Above we have therefore focused on the performance of the storm surge model, both what we call the deterministic model and the parallel Ensemble Prediction System (EPS). In addition we have given a detailed account of the dissemination system including a recently developed web based dashboard system that helps to lessen the burden on the forecasting center, in particular when a dangerous event is about to happen.

To assess the performance of the deterministic model and the EPS we have used observations from the 23 tide gauge stations along the Norwegian coast from the Swedish border in the Skagerrak to the Russian border in the north. By focusing on the three years 2018, 2019 and 2020, we find that the performance of both systems is satisfactory. The mean error (or bias) is approximately 0 cm at +0 h forecast lead time, decreasing to -1 cm at +120 h lead time for the average over all stations. Regarding the mean absolute error and the root mean square error they are, respectively, about 3 and 5 cm at +0 h forecast lead time and growing almost linearly with time to approximately 8 and 10 cm at +120 h lead time. In addition we observed that the forecasts produced by both the deterministic model and the EPS showed oscillations at a period which appeared to be close to the M2 tidal frequency. A spectral analysis of the deterministic model results revealed spikes in the spectra not only at the M2 period, but also at the M4 and M6 periods. This is hardly surprising since both of our systems forecasts the storm surge only. To forecast the total water level we simply add the tidal contribution from harmonic analysis. Since the storm surge and the tides are inseparable such oscillations are bound to crop up when the storm surge contribution is predicted separately. Ideally the model should therefore forecast the total water level, that is, both the tides and the storm surge together, as argued by [10].

More surprisingly the spectral analysis also revealed a spike at the 12 h period, which at first glance may be attributed to the fact that we restart the model every 12 h. However, by examining the spectra from the individual stations separately we found that this was only seen in the spectra from stations located inside long, narrow fjords and typically where the land mask of the model surrounding the station grid point consist of a one or two grid point bay. Since the 12 h period did not show up at the more open ocean stations we thus attributed this to be caused by the complex bathymetry and special grid configurations inside fjords and not to the model restart configuration.

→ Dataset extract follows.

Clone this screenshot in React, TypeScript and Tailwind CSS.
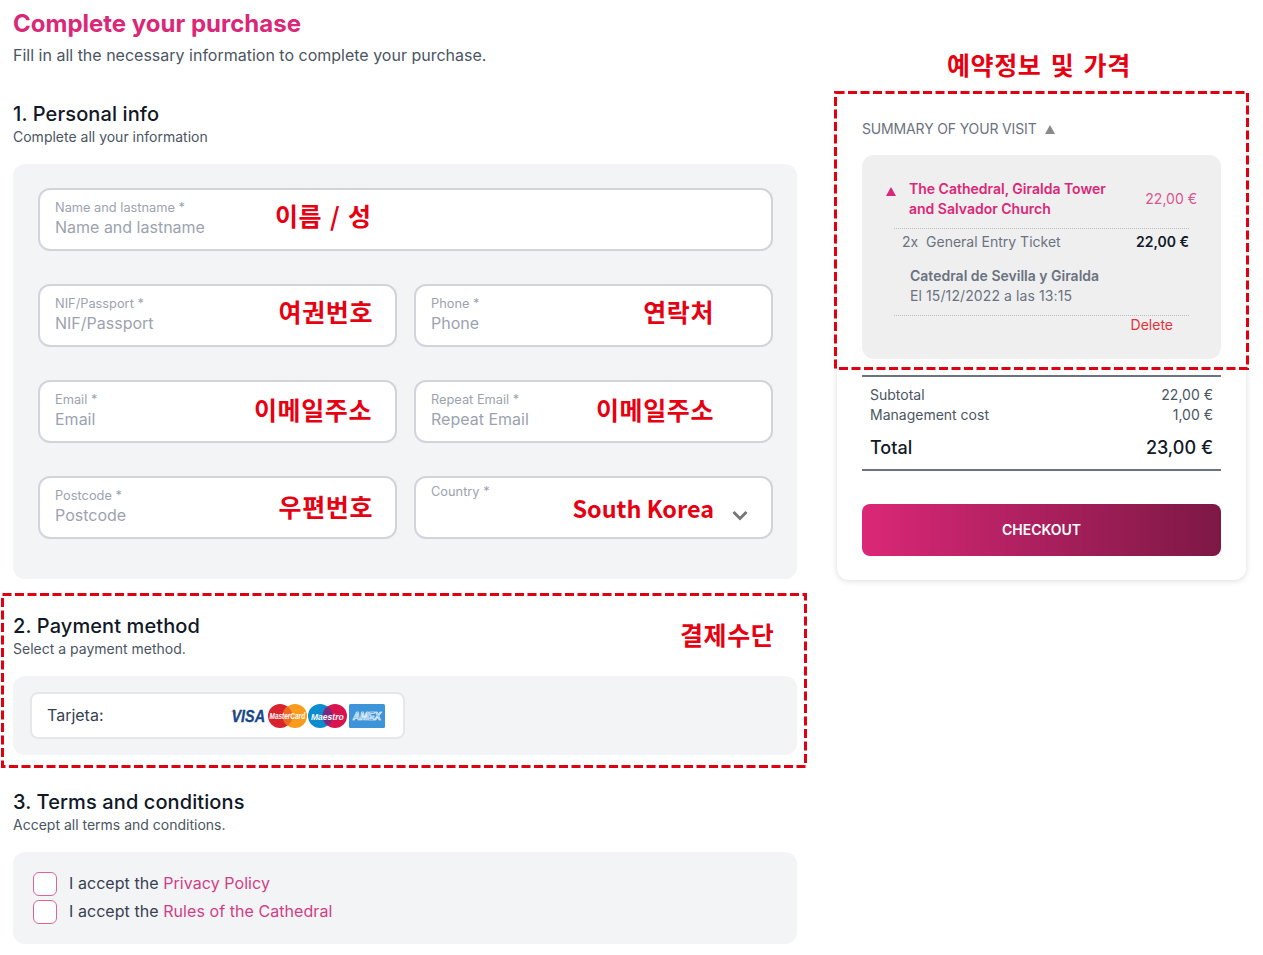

Since the EPS forecasts are trustworthy we also find that it is a useful tool to the forecasters responsible for monitoring possible dangerous events. This makes the forecasters able to assess the probability of a possible damaging event early on. It should be emphasized though that we do see a clear tendency in the reliability diagrams (see Fig. 11) for all lead times that the low probabilities occur more often in the observations than in the forecast, and the high probabilities tend to occur more often in the forecast than the observations. As is also shown in the rank histograms in Fig. 9 and 10, this means that the EPS overall has too little spread. We also note that the current EPS has zero uncertainty in the initial state which is unrealistic. Adding uncertainties also in the initial state for the storm surge EPS could improve the system and add value to the forecast for short term forecasting.

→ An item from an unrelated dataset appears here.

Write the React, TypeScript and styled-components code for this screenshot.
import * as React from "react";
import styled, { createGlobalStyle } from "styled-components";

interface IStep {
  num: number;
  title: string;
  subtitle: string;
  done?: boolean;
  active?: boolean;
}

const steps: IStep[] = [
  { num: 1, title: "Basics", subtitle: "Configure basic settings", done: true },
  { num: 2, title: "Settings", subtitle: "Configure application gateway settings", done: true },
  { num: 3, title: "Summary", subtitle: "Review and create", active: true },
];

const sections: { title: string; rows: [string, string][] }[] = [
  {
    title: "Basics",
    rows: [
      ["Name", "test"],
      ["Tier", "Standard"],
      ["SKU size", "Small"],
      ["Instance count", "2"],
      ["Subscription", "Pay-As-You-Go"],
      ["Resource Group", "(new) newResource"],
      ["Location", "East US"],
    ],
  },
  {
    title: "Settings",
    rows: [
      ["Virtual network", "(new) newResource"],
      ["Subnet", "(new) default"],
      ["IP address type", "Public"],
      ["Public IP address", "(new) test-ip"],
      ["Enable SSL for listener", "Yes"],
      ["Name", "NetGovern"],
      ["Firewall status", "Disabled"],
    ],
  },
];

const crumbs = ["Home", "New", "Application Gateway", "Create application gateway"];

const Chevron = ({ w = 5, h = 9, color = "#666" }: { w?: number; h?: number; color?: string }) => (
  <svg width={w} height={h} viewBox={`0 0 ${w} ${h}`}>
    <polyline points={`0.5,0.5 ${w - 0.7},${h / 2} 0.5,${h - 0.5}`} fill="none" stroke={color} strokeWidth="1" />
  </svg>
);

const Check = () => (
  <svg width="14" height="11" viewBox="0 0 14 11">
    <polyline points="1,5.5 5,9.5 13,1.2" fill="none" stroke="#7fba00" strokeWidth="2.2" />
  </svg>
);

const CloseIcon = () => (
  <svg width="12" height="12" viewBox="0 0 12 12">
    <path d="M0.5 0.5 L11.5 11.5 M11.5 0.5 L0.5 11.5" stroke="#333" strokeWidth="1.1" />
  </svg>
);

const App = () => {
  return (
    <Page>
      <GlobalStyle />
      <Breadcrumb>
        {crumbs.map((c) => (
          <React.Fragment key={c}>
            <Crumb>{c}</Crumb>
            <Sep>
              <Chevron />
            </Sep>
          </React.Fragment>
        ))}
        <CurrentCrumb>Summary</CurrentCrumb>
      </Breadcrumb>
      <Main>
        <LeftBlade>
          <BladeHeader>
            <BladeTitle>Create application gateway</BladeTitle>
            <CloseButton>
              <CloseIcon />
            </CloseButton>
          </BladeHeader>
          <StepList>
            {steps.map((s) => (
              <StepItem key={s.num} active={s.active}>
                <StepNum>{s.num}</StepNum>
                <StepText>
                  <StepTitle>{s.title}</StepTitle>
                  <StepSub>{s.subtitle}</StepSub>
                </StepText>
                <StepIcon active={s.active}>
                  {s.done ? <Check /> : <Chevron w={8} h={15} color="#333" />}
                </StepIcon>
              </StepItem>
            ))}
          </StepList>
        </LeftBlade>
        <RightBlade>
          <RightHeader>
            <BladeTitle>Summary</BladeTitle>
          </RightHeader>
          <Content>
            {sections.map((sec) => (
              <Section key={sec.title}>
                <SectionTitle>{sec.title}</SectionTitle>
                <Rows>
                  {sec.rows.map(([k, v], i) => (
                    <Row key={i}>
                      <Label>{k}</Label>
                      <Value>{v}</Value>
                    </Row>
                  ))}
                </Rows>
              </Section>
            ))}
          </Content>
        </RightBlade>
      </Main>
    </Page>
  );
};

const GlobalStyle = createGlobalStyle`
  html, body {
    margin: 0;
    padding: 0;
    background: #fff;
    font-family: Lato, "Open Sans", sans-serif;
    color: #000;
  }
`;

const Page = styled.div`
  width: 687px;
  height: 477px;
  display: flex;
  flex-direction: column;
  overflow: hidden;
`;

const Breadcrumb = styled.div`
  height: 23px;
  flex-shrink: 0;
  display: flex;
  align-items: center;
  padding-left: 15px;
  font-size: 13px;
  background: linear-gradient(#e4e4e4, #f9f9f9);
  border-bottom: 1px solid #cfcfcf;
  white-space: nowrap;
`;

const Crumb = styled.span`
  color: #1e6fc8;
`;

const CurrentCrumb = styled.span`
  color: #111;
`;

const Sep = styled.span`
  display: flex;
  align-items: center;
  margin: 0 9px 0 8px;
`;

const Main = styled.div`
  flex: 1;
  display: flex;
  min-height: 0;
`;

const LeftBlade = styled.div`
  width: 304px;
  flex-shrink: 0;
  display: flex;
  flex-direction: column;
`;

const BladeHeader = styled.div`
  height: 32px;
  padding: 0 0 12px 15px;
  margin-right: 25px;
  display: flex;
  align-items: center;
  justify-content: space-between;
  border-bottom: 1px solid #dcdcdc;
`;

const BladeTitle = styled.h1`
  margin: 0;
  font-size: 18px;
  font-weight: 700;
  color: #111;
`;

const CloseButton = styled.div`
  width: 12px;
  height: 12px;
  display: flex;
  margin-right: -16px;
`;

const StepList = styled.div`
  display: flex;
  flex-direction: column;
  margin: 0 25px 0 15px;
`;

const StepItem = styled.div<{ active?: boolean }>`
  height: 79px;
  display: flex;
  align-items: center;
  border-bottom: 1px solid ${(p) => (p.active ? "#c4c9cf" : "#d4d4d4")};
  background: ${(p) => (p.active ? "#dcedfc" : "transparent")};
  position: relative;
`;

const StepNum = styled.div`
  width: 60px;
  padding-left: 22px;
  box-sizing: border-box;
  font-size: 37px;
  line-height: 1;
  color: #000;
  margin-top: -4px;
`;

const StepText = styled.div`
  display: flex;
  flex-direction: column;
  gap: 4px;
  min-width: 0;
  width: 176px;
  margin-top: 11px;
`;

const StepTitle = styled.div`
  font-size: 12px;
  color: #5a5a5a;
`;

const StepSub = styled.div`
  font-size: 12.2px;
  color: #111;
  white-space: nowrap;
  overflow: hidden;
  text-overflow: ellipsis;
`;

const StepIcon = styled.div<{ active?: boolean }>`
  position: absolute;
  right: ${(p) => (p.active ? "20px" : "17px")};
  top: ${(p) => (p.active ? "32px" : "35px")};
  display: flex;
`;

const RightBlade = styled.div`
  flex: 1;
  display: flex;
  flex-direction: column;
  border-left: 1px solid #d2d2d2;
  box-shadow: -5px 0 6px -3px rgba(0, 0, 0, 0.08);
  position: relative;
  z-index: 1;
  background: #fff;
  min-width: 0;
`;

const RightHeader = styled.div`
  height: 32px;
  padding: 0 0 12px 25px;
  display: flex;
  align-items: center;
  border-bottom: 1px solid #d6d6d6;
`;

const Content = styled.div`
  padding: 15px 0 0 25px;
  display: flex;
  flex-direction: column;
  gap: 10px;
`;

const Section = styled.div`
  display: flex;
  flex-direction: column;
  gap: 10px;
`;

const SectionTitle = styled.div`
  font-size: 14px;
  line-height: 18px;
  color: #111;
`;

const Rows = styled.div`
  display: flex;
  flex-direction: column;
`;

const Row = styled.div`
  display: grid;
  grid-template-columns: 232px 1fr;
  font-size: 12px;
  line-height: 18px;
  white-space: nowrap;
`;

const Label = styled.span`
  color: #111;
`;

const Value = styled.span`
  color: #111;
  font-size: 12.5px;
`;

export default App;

Perhaps the most useful recent advancement regarding the storm surge forecasting and monitoring of possible dangerous storm surge events at MET Norway is the development of the dashboard as illustrated by Fig. 12. This helps the forecaster on duty to quickly and at a glance to assess whether an event might occur, to assess its severity, and most importantly to evaluate whether the event needs more investigations and whether a warning should be issued to key users.